(begin)

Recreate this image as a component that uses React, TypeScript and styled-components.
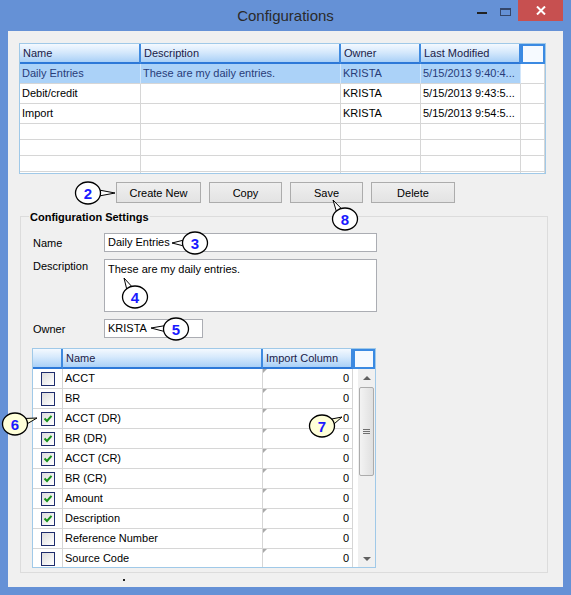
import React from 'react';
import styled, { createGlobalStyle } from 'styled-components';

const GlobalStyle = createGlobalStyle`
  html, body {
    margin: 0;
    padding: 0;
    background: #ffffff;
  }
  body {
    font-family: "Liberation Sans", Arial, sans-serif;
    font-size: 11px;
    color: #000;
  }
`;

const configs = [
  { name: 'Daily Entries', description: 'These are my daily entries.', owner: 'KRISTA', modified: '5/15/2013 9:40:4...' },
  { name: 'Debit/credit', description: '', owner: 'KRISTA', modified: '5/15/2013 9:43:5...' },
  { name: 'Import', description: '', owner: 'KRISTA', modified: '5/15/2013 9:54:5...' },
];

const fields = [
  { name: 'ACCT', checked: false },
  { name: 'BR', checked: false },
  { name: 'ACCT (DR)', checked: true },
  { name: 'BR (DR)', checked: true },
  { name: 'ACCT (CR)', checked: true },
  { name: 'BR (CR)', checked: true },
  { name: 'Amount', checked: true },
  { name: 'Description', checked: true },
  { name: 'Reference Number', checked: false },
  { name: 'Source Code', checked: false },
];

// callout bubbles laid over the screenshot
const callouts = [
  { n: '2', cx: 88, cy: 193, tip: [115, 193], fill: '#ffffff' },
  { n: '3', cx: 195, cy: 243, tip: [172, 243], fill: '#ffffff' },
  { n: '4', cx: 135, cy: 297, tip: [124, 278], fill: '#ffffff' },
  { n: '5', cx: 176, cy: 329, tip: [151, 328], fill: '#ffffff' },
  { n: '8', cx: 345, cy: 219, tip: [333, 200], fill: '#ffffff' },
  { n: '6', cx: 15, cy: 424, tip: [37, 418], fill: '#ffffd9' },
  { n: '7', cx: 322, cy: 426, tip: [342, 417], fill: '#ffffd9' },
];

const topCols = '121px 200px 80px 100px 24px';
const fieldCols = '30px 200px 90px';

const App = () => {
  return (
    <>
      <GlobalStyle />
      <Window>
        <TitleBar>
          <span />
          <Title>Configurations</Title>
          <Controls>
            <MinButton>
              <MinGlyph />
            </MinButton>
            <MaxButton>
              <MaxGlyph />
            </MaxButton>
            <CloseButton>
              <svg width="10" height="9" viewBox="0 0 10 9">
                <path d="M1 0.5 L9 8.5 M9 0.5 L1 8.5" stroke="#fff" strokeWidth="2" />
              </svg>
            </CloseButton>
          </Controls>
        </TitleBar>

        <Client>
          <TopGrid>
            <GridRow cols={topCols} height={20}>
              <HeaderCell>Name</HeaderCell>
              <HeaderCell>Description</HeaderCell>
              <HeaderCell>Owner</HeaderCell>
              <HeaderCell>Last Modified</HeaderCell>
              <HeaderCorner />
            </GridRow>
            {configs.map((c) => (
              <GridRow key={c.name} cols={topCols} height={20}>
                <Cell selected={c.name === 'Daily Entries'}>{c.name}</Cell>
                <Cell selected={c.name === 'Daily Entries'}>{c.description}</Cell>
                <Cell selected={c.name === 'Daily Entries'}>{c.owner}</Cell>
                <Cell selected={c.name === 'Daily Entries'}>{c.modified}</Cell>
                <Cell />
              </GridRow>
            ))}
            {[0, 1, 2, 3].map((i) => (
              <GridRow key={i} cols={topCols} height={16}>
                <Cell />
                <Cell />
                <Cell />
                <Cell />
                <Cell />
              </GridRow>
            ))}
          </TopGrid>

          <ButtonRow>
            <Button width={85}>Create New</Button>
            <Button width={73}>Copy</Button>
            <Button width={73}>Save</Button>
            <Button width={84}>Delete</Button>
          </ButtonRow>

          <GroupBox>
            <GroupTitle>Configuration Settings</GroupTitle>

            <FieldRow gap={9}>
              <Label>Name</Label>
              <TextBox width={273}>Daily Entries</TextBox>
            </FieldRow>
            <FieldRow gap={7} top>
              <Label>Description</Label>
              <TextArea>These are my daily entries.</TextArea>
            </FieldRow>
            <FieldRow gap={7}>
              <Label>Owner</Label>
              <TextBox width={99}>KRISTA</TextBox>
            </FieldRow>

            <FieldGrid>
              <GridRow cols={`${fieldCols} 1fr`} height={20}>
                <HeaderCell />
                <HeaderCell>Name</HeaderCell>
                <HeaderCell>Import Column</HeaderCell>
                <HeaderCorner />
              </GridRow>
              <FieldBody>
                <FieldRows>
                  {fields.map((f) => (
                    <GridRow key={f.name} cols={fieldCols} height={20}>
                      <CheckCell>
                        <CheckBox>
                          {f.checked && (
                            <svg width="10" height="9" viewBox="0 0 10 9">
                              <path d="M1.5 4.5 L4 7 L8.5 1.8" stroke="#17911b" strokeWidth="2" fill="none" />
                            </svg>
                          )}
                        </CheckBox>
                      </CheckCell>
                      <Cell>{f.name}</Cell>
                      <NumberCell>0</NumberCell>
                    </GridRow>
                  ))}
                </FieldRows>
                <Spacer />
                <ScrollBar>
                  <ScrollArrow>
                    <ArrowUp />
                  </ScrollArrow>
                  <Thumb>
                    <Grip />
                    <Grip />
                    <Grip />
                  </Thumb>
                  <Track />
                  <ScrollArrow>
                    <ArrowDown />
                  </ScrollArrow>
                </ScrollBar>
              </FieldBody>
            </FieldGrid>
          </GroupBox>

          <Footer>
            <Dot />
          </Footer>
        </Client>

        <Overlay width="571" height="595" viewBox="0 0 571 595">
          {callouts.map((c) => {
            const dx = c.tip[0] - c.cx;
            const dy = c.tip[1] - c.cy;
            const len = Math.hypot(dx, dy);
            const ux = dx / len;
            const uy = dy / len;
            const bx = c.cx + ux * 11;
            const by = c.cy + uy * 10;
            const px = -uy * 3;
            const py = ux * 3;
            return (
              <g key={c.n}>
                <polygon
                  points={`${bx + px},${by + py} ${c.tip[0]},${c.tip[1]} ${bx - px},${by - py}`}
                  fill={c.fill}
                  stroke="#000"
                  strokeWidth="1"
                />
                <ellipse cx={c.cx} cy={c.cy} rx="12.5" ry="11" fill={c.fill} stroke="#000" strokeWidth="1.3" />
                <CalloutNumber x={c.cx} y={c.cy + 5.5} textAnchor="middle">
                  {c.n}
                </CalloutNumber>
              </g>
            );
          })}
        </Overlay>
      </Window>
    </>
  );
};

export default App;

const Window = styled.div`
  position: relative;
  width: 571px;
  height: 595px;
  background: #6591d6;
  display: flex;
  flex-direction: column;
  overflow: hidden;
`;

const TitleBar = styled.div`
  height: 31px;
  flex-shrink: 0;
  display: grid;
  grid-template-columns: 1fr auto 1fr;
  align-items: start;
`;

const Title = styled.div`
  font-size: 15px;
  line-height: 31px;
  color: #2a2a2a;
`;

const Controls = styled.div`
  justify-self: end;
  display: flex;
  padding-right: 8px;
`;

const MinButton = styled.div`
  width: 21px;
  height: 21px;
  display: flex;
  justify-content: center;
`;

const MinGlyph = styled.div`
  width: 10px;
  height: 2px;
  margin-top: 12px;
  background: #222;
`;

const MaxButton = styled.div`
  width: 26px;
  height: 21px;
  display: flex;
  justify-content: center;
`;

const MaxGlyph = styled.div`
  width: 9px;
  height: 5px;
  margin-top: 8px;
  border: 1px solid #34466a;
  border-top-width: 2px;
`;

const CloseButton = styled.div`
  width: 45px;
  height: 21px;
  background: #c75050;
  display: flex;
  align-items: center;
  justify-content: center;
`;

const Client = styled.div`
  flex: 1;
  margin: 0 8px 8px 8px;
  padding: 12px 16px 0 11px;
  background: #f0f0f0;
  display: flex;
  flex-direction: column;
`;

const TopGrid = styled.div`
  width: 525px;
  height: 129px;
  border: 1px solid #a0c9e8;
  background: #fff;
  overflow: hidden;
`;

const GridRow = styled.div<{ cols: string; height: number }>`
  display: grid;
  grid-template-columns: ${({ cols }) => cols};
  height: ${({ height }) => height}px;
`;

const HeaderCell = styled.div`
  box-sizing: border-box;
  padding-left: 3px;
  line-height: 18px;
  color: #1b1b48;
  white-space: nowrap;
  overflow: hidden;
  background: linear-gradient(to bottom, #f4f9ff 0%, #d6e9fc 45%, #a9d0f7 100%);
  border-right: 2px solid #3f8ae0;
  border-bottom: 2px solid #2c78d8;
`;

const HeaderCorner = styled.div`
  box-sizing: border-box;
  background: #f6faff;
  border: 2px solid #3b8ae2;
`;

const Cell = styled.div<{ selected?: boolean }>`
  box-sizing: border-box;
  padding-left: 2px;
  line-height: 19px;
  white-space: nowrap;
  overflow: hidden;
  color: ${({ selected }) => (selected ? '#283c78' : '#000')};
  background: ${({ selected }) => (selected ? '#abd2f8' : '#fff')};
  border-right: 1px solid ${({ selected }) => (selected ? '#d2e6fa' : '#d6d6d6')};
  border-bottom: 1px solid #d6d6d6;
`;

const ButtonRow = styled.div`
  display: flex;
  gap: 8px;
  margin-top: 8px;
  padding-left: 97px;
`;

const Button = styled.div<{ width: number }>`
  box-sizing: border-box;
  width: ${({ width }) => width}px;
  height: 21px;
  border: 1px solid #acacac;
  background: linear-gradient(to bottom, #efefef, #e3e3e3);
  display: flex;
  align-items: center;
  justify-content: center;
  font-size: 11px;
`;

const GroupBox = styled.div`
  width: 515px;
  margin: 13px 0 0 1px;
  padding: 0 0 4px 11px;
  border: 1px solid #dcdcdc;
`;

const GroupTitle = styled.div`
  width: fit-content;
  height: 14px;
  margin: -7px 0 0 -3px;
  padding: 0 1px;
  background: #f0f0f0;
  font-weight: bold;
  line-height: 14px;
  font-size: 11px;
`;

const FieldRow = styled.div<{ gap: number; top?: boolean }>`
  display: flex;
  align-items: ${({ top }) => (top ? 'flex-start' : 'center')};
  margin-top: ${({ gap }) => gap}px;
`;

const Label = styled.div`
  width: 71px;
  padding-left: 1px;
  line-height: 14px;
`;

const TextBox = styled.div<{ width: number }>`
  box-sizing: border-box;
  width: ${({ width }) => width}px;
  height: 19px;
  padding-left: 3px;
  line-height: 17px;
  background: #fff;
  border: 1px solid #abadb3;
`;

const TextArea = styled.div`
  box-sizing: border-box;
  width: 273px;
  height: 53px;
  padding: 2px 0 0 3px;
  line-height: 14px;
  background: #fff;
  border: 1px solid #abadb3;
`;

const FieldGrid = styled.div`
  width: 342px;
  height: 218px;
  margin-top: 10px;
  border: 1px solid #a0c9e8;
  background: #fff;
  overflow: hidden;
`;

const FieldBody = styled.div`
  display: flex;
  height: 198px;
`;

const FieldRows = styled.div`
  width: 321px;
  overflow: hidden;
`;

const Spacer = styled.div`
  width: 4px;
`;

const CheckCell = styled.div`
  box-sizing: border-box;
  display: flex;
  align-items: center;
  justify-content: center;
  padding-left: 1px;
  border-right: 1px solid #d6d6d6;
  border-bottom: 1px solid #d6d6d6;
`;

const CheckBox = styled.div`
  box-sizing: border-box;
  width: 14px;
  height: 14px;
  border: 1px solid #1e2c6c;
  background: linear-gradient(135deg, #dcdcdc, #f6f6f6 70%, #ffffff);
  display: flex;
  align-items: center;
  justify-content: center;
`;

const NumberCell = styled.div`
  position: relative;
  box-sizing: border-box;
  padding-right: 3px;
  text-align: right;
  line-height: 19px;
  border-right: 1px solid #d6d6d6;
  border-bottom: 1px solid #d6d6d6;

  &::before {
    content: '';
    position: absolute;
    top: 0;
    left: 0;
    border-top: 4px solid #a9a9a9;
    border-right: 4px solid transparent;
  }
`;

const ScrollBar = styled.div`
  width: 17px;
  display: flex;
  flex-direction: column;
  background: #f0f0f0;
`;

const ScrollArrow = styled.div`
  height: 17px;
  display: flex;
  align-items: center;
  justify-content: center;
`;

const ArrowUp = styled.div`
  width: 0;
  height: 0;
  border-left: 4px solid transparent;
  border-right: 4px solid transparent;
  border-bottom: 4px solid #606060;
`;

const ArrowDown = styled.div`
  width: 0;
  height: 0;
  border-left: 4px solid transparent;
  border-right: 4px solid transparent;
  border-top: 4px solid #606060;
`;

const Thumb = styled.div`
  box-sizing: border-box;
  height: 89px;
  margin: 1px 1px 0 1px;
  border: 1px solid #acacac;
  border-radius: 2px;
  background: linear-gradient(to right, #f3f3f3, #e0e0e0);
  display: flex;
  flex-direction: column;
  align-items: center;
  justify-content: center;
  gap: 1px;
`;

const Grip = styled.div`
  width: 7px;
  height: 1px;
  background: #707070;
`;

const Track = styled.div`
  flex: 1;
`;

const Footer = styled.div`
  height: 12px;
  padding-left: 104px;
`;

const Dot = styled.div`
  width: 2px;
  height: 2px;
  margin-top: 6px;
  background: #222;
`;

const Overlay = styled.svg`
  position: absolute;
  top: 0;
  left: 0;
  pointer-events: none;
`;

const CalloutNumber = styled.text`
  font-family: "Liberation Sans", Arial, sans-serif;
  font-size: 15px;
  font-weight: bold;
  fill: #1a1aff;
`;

(end)

— TASK OBJECTIVE —
Leave out the pictures, then repeat the listing above exactly from its first line to the line with "const fieldCols = '30px 200px 90px';", inclusive.

— RESPONSE TO THIS EXERCISE —
Recreate this image as a component that uses React, TypeScript and styled-components.
import React from 'react';
import styled, { createGlobalStyle } from 'styled-components';

const GlobalStyle = createGlobalStyle`
  html, body {
    margin: 0;
    padding: 0;
    background: #ffffff;
  }
  body {
    font-family: "Liberation Sans", Arial, sans-serif;
    font-size: 11px;
    color: #000;
  }
`;

const configs = [
  { name: 'Daily Entries', description: 'These are my daily entries.', owner: 'KRISTA', modified: '5/15/2013 9:40:4...' },
  { name: 'Debit/credit', description: '', owner: 'KRISTA', modified: '5/15/2013 9:43:5...' },
  { name: 'Import', description: '', owner: 'KRISTA', modified: '5/15/2013 9:54:5...' },
];

const fields = [
  { name: 'ACCT', checked: false },
  { name: 'BR', checked: false },
  { name: 'ACCT (DR)', checked: true },
  { name: 'BR (DR)', checked: true },
  { name: 'ACCT (CR)', checked: true },
  { name: 'BR (CR)', checked: true },
  { name: 'Amount', checked: true },
  { name: 'Description', checked: true },
  { name: 'Reference Number', checked: false },
  { name: 'Source Code', checked: false },
];

// callout bubbles laid over the screenshot
const callouts = [
  { n: '2', cx: 88, cy: 193, tip: [115, 193], fill: '#ffffff' },
  { n: '3', cx: 195, cy: 243, tip: [172, 243], fill: '#ffffff' },
  { n: '4', cx: 135, cy: 297, tip: [124, 278], fill: '#ffffff' },
  { n: '5', cx: 176, cy: 329, tip: [151, 328], fill: '#ffffff' },
  { n: '8', cx: 345, cy: 219, tip: [333, 200], fill: '#ffffff' },
  { n: '6', cx: 15, cy: 424, tip: [37, 418], fill: '#ffffd9' },
  { n: '7', cx: 322, cy: 426, tip: [342, 417], fill: '#ffffd9' },
];

const topCols = '121px 200px 80px 100px 24px';
const fieldCols = '30px 200px 90px';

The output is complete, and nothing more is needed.